Hat tip to Investigative Project on Terrorism, MEMRI and Squid
There has been much recent controversy lately (though not much in the mainstream media) about Egyptian leader Mohammed Morsi's anti-Semitic statements. Now we learn through MEMRI and IPT that Morsi's statements go back even further than we thought. I urge you to read this report and also read the links. They are disturbing.
Disturbing, but we should not really be shocked. Mohammed Morsi is not unique. He is not the reincarnation of Adolf Hitler. Morsi is of the Muslim Brotherhood, founded in Egypt in 1928. In spite of our government's reassurances about the Brotherhood, it takes little research to see they are fundamentalists when it comes to implementing Islam. Mohammed Morsi did not coin these references to Jews being "apes" and pigs". Neither did the Brotherhood. These and other hateful references come from the Koran, the Sunna, and the Hadith, the holy Islamic texts.
"Say (to them): "Shall I point out something to you something much worse than this (judging) by the treatment it received from Allah? Those who received the curse from Allah and His anger, those (are the people) of whom some He transferred into apes and swine, those who worshiped Evil and false gods-These are much worse in rank, and far more astray from the even Path."
-As translated into English by Dr Syed Vickar Ahamed
Book of Signs Foundation, 3rd printing 2007.
(A version given out to visitors including me free by the Islamic Center of Orange County during last year's Open Mosque Day)
But the above link is anti-Jihadist. Let's go to a Muslim site called Alminbar.com for their views.
(I don't know anything about that site; perhaps, one of our Muslim readers can provide more information. For all I know, Alminbar.com is considered a lunatic site by mainstream Muslims.)
It is a historical fact that the Prophet Mohammed waged wars against Jews. Muslims do not dispute that. There may be disagreements on who were the aggressors and all that, but history is history.
This is the dilemma that Muslims living in the West must deal with. We have a Jewish population here, and we demand (or should be demanding) that anti-Semitism has no place in our society. To be fair, most Muslim leaders in America-even ones I have criticized on this blog- are not engaging in anti-Semitic rhetoric. ("Zionists" is the magic word.) In the Middle East, however, there is little disincentive for people like Yusuf al Qaradawi and Morsi to engage in inflammatory rhetoric.

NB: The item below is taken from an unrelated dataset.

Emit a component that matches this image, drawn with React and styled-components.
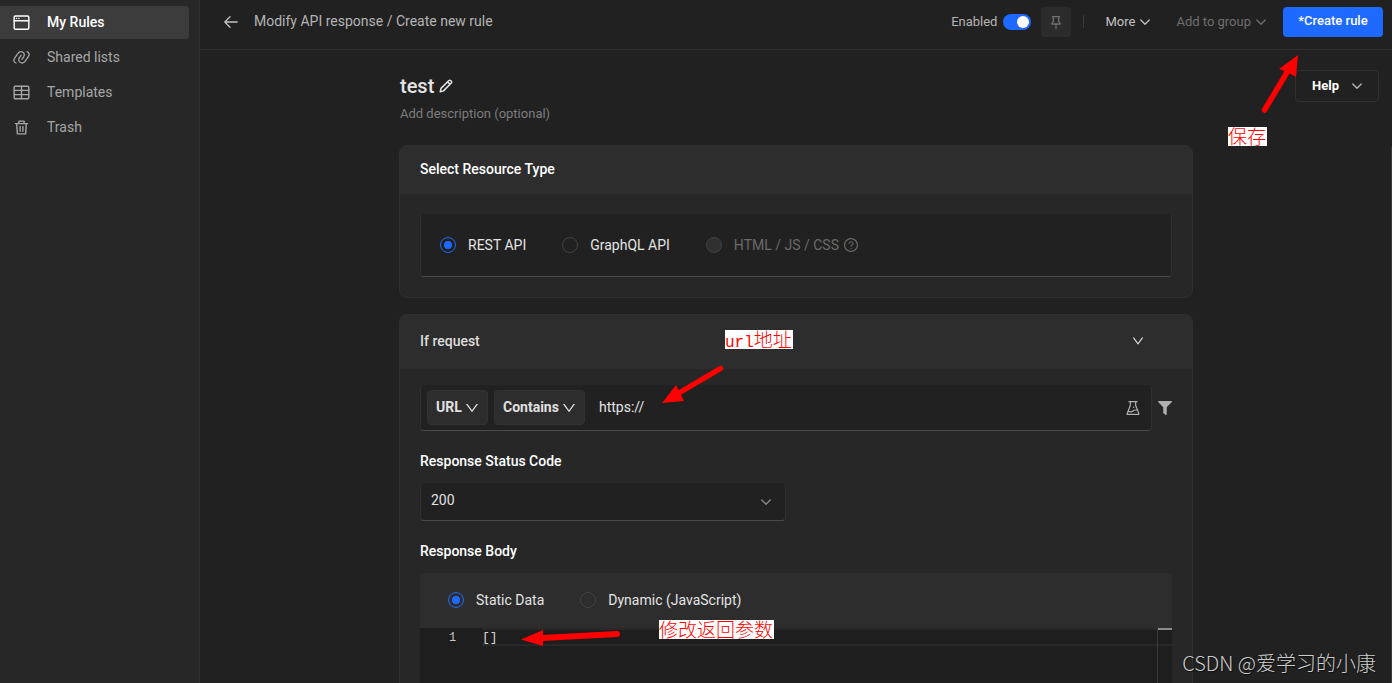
import React, { useState } from "react";
import styled, { createGlobalStyle, css } from "styled-components";
import {
  AiOutlineDown,
  AiOutlineExperiment,
  AiOutlineQuestionCircle,
} from "react-icons/ai";
import { RiPushpin2Line } from "react-icons/ri";
import { FaFilter } from "react-icons/fa";

const Global = createGlobalStyle`
  *, *::before, *::after { box-sizing: border-box; }
  body { margin: 0; background: #212121; }
  body, button, input, select {
    font-family: Roboto, "Liberation Sans", sans-serif;
    font-size: 14px;
    line-height: 20px;
  }
  button, input, select, textarea { margin: 0; }
  svg { display: block; flex: none; }
`;

const Shell = styled.div`
  position: relative;
  display: flex;
  height: 100vh;
  overflow: hidden;
  color: #e4e4e4;
`;

const Sidebar = styled.nav`
  flex: none;
  display: flex;
  flex-direction: column;
  gap: 2px;
  width: 200px;
  padding: 6px 10px 0 0;
  background: #272727;
  border-right: 1px solid #303030;
`;

const NavItem = styled.a`
  display: flex;
  align-items: center;
  gap: 17px;
  height: 33px;
  padding: 0 0 1px 13px;
  border-radius: 0 4px 4px 0;
  text-decoration: none;
  color: ${(p) => (p.$active ? "#ffffff" : "#a6a6a6")};
  background: ${(p) => (p.$active ? "#3c3c3c" : "transparent")};
  font-weight: ${(p) => (p.$active ? 500 : 400)};
`;

const Main = styled.main`
  flex: 1;
  min-width: 0;
  display: flex;
  flex-direction: column;
`;

const Header = styled.header`
  flex: none;
  display: flex;
  align-items: center;
  height: 50px;
  padding: 0 9px 6px 23px;
  border-bottom: 1px solid #303030;
  font-size: 13px;
`;

const Plain = styled.button`
  display: flex;
  align-items: center;
  gap: 5px;
  padding: 0;
  border: 0;
  background: none;
  font-size: 13px;
  color: ${(p) => (p.disabled ? "#6f6f6f" : "#c2c2c2")};
`;

const Crumb = styled.span`
  margin-left: 15px;
  padding-bottom: 2px;
  font-size: 14px;
  color: #b4b4b4;
`;

const Actions = styled.div`
  display: flex;
  align-items: center;
  margin-left: auto;
`;

const SwitchLabel = styled.label`
  display: flex;
  align-items: center;
  gap: 6px;
  color: #b4b4b4;
`;

const Switch = styled.input`
  appearance: none;
  width: 28px;
  height: 16px;
  padding: 2px;
  border-radius: 8px;
  background: #1e69ff;
  &::before {
    content: "";
    display: block;
    width: 12px;
    height: 12px;
    margin-left: 12px;
    border-radius: 50%;
    background: #fff;
  }
  &:not(:checked) { background: #555; }
  &:not(:checked)::before { margin-left: 0; }
`;

const PinButton = styled.button`
  display: grid;
  place-items: center;
  width: 30px;
  height: 30px;
  margin-left: 10px;
  padding: 0;
  border: 0;
  border-radius: 4px;
  background: #2c2c2c;
  color: #6e6e6e;
`;

const Divider = styled.span`
  width: 1px;
  height: 13px;
  margin: 0 21px 0 12px;
  background: #3a3a3a;
`;

const Primary = styled.button`
  width: 100px;
  height: 30px;
  margin-left: 17px;
  padding: 0 0 2px;
  border: 0;
  border-radius: 4px;
  background: #1e69ff;
  color: #fff;
  font-size: 13px;
  font-weight: 500;
`;

const Spacer = styled.span`
  width: 26px;
`;

const Scroll = styled.div`
  flex: 1;
  min-height: 0;
  overflow-y: auto;
  scrollbar-width: none;
  display: grid;
  grid-template-columns: 1fr minmax(0, 794px) 1fr;
  align-items: start;
  padding-top: 20px;
`;

const Column = styled.div`
  grid-column: 2;
`;

const HelpButton = styled.button`
  grid-column: 3;
  justify-self: end;
  display: flex;
  align-items: center;
  justify-content: space-between;
  width: 84px;
  height: 32px;
  margin-right: 13px;
  padding: 0 16px;
  border: 1px solid #303030;
  border-radius: 4px;
  background: #212121;
  color: #fff;
  font-size: 13px;
  font-weight: 700;
  & > svg { color: #b8b8b8; }
`;

const Title = styled.h1`
  display: flex;
  align-items: center;
  gap: 5px;
  margin: 0;
  padding: 4px 0 0 1px;
  font-size: 20px;
  line-height: 24px;
  font-weight: 500;
`;

const Description = styled.p`
  margin: 6px 0 21px;
  padding-left: 1px;
  font-size: 13px;
  color: #7d7d7d;
`;

const Card = styled.section`
  margin-bottom: 16px;
  border: 1px solid #303030;
  border-radius: 8px;
  background: #272727;
  overflow: hidden;
`;

const CardHead = styled.div`
  display: flex;
  align-items: center;
  justify-content: space-between;
  height: ${(p) => (p.$tall ? 54 : 48)}px;
  padding: 0 47px 2px 20px;
  background: #2d2d2d;
`;

const Heading = styled.h2`
  margin: 0;
  font-size: 14px;
  line-height: 20px;
  font-weight: 500;
  color: ${(p) => (p.$soft ? "#dcdcdc" : "#ffffff")};
`;

const CardBody = styled.div`
  padding: ${(p) => (p.$tight ? 16 : 20)}px 20px 20px;
`;

const sunken = css`
  background: #212121;
  border: 1px solid #303030;
  border-top-color: #222222;
  border-bottom-color: #4a4a4a;
  border-radius: 4px;
`;

const ResourceBox = styled.div`
  ${sunken}
  display: flex;
  align-items: center;
  gap: 36px;
  height: 63px;
  padding: 0 0 1px 19px;
`;

const Choice = styled.label`
  display: flex;
  align-items: center;
  gap: 12px;
  color: ${(p) => (p.$disabled ? "#6a6a6a" : "#e4e4e4")};
`;

const ChoiceText = styled.span`
  display: flex;
  align-items: center;
  gap: 4px;
`;

const Radio = styled.input`
  appearance: none;
  display: grid;
  place-items: center;
  width: 16px;
  height: 16px;
  border: 1px solid #424242;
  border-radius: 50%;
  &:checked { border-color: #1e69ff; }
  &:checked::before {
    content: "";
    width: 8px;
    height: 8px;
    border-radius: 50%;
    background: #1e69ff;
  }
  &:disabled { background: #303030; }
`;

const SourceRow = styled.div`
  display: flex;
  align-items: center;
  gap: 6px;
`;

const UrlBox = styled.div`
  ${sunken}
  flex: 1;
  display: flex;
  align-items: center;
  gap: 6px;
  height: 46px;
  padding: 0 9px 1px 6px;
`;

const SelectWrap = styled.span`
  display: grid;
  align-items: center;
  width: ${(p) => p.$width}px;
  color: ${(p) => (p.$muted ? "#8a8a8a" : "#e0e0e0")};
  & > * { grid-area: 1 / 1; }
  & > svg {
    justify-self: end;
    margin-right: ${(p) => (p.$muted ? 15 : 8)}px;
    pointer-events: none;
  }
`;

const ChipSelect = styled.select`
  appearance: none;
  width: 100%;
  height: 35px;
  padding: 0 8px 1px;
  border: 1px solid #323232;
  border-radius: 4px;
  background: #2d2d2d;
  color: #e0e0e0;
  font-weight: 700;
`;

const StatusSelect = styled.select`
  ${sunken}
  appearance: none;
  width: 100%;
  height: 38px;
  padding: 0 10px 4px;
  color: #e0e0e0;
`;

const UrlInput = styled.input`
  flex: 1;
  min-width: 0;
  padding: 0 8px 1px;
  border: 0;
  outline: 0;
  background: none;
  color: #e4e4e4;
`;

const IconButton = styled.button`
  padding: 0;
  border: 0;
  background: none;
  color: #b0b0b0;
`;

const FieldLabel = styled.label`
  display: block;
  margin: 20px 0 12px;
  font-weight: 500;
  color: #fff;
`;

const BodyModes = styled.div`
  display: flex;
  align-items: center;
  gap: 36px;
  height: 55px;
  padding: 0 0 1px 28px;
  border-radius: 4px 4px 0 0;
  background: #2d2d2d;
`;

const Editor = styled.div`
  display: flex;
  height: 300px;
  background: #1e1e1e;
  font-family: "Liberation Mono", monospace;
`;

const Gutter = styled.div`
  width: 62px;
  padding: 1px 0 0 29px;
  font-size: 12px;
  line-height: 18px;
  color: #c6c6c6;
`;

const Code = styled.textarea`
  flex: 1;
  padding: 1px 0 0;
  border: 0;
  outline: 0;
  resize: none;
  font-family: "Liberation Mono", monospace;
  font-size: 13px;
  line-height: 18px;
  color: #d4d4d4;
  background: linear-gradient(
    #282828 0 2px, #1e1e1e 2px 16px, #282828 16px 18px, #1e1e1e 18px
  );
`;

const Ruler = styled.div`
  width: 15px;
  border-left: 1px solid #3a3a3a;
  background: linear-gradient(
    #8c8c8c 0 2px, #1e1e1e 2px 16px, #282828 16px 18px, #1e1e1e 18px
  );
`;

const ScrollMark = styled.div`
  position: absolute;
  right: 0;
  top: 147px;
  bottom: 0;
  width: 1px;
  background: #3a3a3a;
`;

const Overlay = styled.svg`
  position: absolute;
  top: 0;
  left: 0;
  pointer-events: none;
`;

const Note = styled.span`
  position: absolute;
  left: ${(p) => p.$x}px;
  top: ${(p) => p.$y}px;
  height: 19px;
  padding-right: 1px;
  background: #fff;
  color: #ff0000;
  font-family: "Noto Sans CJK SC", sans-serif;
  font-weight: 300;
  font-size: 19px;
  line-height: 17px;
  white-space: nowrap;
`;

const Mono = styled.span`
  font-family: "Liberation Mono", monospace;
  font-size: 16px;
`;

const Watermark = styled.span`
  position: absolute;
  right: 16px;
  bottom: 6px;
  font-family: "Noto Sans CJK SC", sans-serif;
  font-size: 20px;
  line-height: 28px;
  font-weight: 300;
  color: #cccccc;
  text-shadow: 1px 1px 1px #111;
`;

const stroke = {
  fill: "none",
  stroke: "currentColor",
  strokeLinecap: "round",
  strokeLinejoin: "round",
};

const Chevron = ({ size = 10 }) => (
  <svg width={size} height={size} viewBox="0 0 10 10" {...stroke} strokeWidth="1.3">
    <path d="M0.8 3 5 7.2 9.2 3" />
  </svg>
);

const WindowIcon = () => (
  <svg width="17" height="17" viewBox="0 0 17 17" {...stroke} strokeWidth="1.4">
    <rect x="1.2" y="2" width="14.6" height="13.2" rx="1.2" />
    <path d="M1.2 6.7h14.6" />
    <path d="M3.6 4.4h.1M5.8 4.4h.1" />
  </svg>
);

const LinkIcon = () => (
  <svg width="17" height="17" viewBox="0 0 17 17" {...stroke} strokeWidth="1.3">
    <path d="M3 14C.9 13.300 .3 11.200 1.500 9.300L4.600 4.800C6 2.800 8.200 2.200 9.900 3.300 11.500 4.300 11.700 6.200 10.600 7.900L8.900 10.300" />
    <path d="M14 2.600C16.100 3.300 16.700 5.400 15.500 7.300L12.400 11.800C11 13.800 8.800 14.400 7.100 13.300 5.500 12.300 5.300 10.400 6.400 8.700L8.100 6.300" />
  </svg>
);

const TableIcon = () => (
  <svg width="17" height="17" viewBox="0 0 17 17" {...stroke} strokeWidth="1.4">
    <rect x="1.2" y="2.2" width="14.6" height="12.6" rx="1" />
    <path d="M1.2 6.4h14.6M1.2 10.6h14.6M8.5 2.2v12.6" />
  </svg>
);

const TrashIcon = () => (
  <svg width="17" height="17" viewBox="0 0 17 17" {...stroke} strokeWidth="1.4">
    <path d="M2.4 4.6h12.2M5.9 4.4V2.1h5.2v2.3M3.7 4.8l.7 10.1h8.2l.7-10.1M7.1 7.4v4.8M9.9 7.4v4.8" />
  </svg>
);

const BackIcon = () => (
  <svg width="16" height="16" viewBox="0 0 16 16" {...stroke} strokeWidth="1.3">
    <path d="M14.2 8H2M7 2.8 1.8 8 7 13.2" />
  </svg>
);

const PencilIcon = () => (
  <svg width="14" height="14" viewBox="0 0 14 14" {...stroke} strokeWidth="1.5">
    <path d="M1.2 12.8 2 9.4 9.9 1.5Q10.9.7 12 1.8T12.3 4L4.5 11.9ZM8.6 2.9 11 5.3" />
  </svg>
);

const NAV = [
  { label: "My Rules", icon: <WindowIcon />, active: true },
  { label: "Shared lists", icon: <LinkIcon /> },
  { label: "Templates", icon: <TableIcon /> },
  { label: "Trash", icon: <TrashIcon /> },
];

export default function App() {
  const [resource, setResource] = useState("rest");
  const [mode, setMode] = useState("static");
  const [url, setUrl] = useState("https://");
  const [body, setBody] = useState("[]");

  return (
    <Shell>
      <Global />
      <Sidebar>
        {NAV.map((n) => (
          <NavItem key={n.label} href="#" $active={n.active}>
            {n.icon}
            {n.label}
          </NavItem>
        ))}
      </Sidebar>

      <Main>
        <Header>
          <Plain aria-label="Back">
            <BackIcon />
          </Plain>
          <Crumb>Modify API response / Create new rule</Crumb>
          <Actions>
            <SwitchLabel>
              Enabled
              <Switch type="checkbox" role="switch" defaultChecked />
            </SwitchLabel>
            <PinButton aria-label="Pin rule">
              <RiPushpin2Line size={16} />
            </PinButton>
            <Divider />
            <Plain>
              More
              <Chevron />
            </Plain>
            <Spacer />
            <Plain disabled>
              Add to group
              <Chevron />
            </Plain>
            <Primary>*Create rule</Primary>
          </Actions>
        </Header>

        <Scroll>
          <Column>
            <Title>
              test
              <PencilIcon />
            </Title>
            <Description>Add description (optional)</Description>

            <Card>
              <CardHead>
                <Heading>Select Resource Type</Heading>
              </CardHead>
              <CardBody>
                <ResourceBox>
                  <Choice>
                    <Radio type="radio" name="resource" checked={resource === "rest"} onChange={() => setResource("rest")} />
                    REST API
                  </Choice>
                  <Choice>
                    <Radio type="radio" name="resource" checked={resource === "graphql"} onChange={() => setResource("graphql")} />
                    GraphQL API
                  </Choice>
                  <Choice $disabled>
                    <Radio type="radio" name="resource" disabled />
                    <ChoiceText>
                      HTML / JS / CSS
                      <AiOutlineQuestionCircle size={16} />
                    </ChoiceText>
                  </Choice>
                </ResourceBox>
              </CardBody>
            </Card>

            <Card>
              <CardHead $tall>
                <Heading $soft>If request</Heading>
                <AiOutlineDown size={14} />
              </CardHead>
              <CardBody $tight>
                <SourceRow>
                  <UrlBox>
                    <SelectWrap $width={61}>
                      <ChipSelect aria-label="Source key">
                        <option>URL</option>
                        <option>Host</option>
                        <option>Path</option>
                      </ChipSelect>
                      <AiOutlineDown size={16} />
                    </SelectWrap>
                    <SelectWrap $width={91}>
                      <ChipSelect aria-label="Operator" defaultValue="Contains">
                        <option>Equals</option>
                        <option>Contains</option>
                      </ChipSelect>
                      <AiOutlineDown size={16} />
                    </SelectWrap>
                    <UrlInput aria-label="URL value" value={url} onChange={(e) => setUrl(e.target.value)} />
                    <IconButton aria-label="Test URL condition">
                      <AiOutlineExperiment size={18} />
                    </IconButton>
                  </UrlBox>
                  <IconButton aria-label="Source filters">
                    <FaFilter size={14} />
                  </IconButton>
                </SourceRow>

                <FieldLabel htmlFor="status">Response Status Code</FieldLabel>
                <SelectWrap $width={366} $muted>
                  <StatusSelect id="status" defaultValue="200">
                    <option>200</option>
                    <option>404</option>
                    <option>500</option>
                  </StatusSelect>
                  <Chevron />
                </SelectWrap>

                <FieldLabel htmlFor="body">Response Body</FieldLabel>
                <BodyModes>
                  <Choice>
                    <Radio type="radio" name="mode" checked={mode === "static"} onChange={() => setMode("static")} />
                    Static Data
                  </Choice>
                  <Choice>
                    <Radio type="radio" name="mode" checked={mode === "dynamic"} onChange={() => setMode("dynamic")} />
                    Dynamic (JavaScript)
                  </Choice>
                </BodyModes>
                <Editor>
                  <Gutter>1</Gutter>
                  <Code id="body" spellCheck={false} value={body} onChange={(e) => setBody(e.target.value)} />
                  <Ruler />
                </Editor>
              </CardBody>
            </Card>
          </Column>
          <HelpButton>
            Help
            <Chevron />
          </HelpButton>
        </Scroll>
      </Main>

      <ScrollMark />
      <Overlay width="1392" height="683" viewBox="0 0 1392 683" fill="#ff0000" stroke="#ff0000" strokeLinecap="round" aria-hidden="true">
        <path d="M1264.5 110 1289 69" strokeWidth="5.5" />
        <path d="M1298 55 1279 69 1287 72 1296 77Z" stroke="none" />
        <path d="M720.500 368.500 678 393.500" strokeWidth="5.5" />
        <path d="M662 403 676 385 679 391 684 401Z" stroke="none" />
        <path d="M617 634 542 638" strokeWidth="6" />
        <path d="M521 639.500 543 630V646Z" stroke="none" />
      </Overlay>
      <Note $x={1228} $y={127}>保存</Note>
      <Note $x={725} $y={330}><Mono>url</Mono>地址</Note>
      <Note $x={659} $y={620}>修改返回参数</Note>
      <Watermark>CSDN @爱学习的小康</Watermark>
    </Shell>
  );
}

This is important to remember when we come to the Israeli-Palestinian issue. It is not really about land and who individually it belongs to. It is about religion. To Morsi and the Muslim Brotherhood, the entire Holy Land belongs to Muslims. The Palestinians are convenient pawns, and you will note that surrounding Arab nations have shown scant regard for assisting and assimilating these Palestinian refugees over the decades. In addition, not all Palestinians are Muslims; some are Christians, and some of them side with the other Palestinians against Israel-witness George S Rishmawi, a Christian Palestinian in the West Bank who co-founded the International Solidarity Movement. If Israel should fall, the Rishmawis of "Palestine", who are useful now, will see the same fate as their co-religionists in Egypt and elsewhere. The sad fact is that under these fundamentalist leaders like Morsi, Israel is unacceptable because it is Jewish.
The goal is clear; the entire Holy Land and any other land that can be conquered must be Islamic. Again, Morsi and his ilk are not following some mad vision of "Lebensraum" like Hitler.
It is in the texts.
But let's be fair; there are passages in Christian texts and Jewish texts that can be considered bad. When I read the entire First Testament a decade ago and read about Mose's trek across the desert and how God destroyed thousands of his enemies to clear the way for Moses and his people, I interpreted that to mean that there was a big battle and Moses won. I also reject that passage about how a father should stone a disobedient son to death. Similarly, my life is not influenced by the Crusades and what happened 700 years ago in a faraway land, who the good guys were and who the bad guys were.
Last year, I heard MPAC official Maher Hathout, a man now in his eighties, who devotes much of his writings to these issues, say at an event I attended that many (troubling) things in the Koran were appropriate to the time and situation in which they were stated. If so, could we say that they are not appropriate to this time? If we can look at the wars of Mohammed vs non-Muslims, the time of Moses, and the Crusades and say, "It was all ancient history and should not apply to our relations today", are we not all better off?
I guess it depends on how much we want to follow the texts and apply them to our present lives.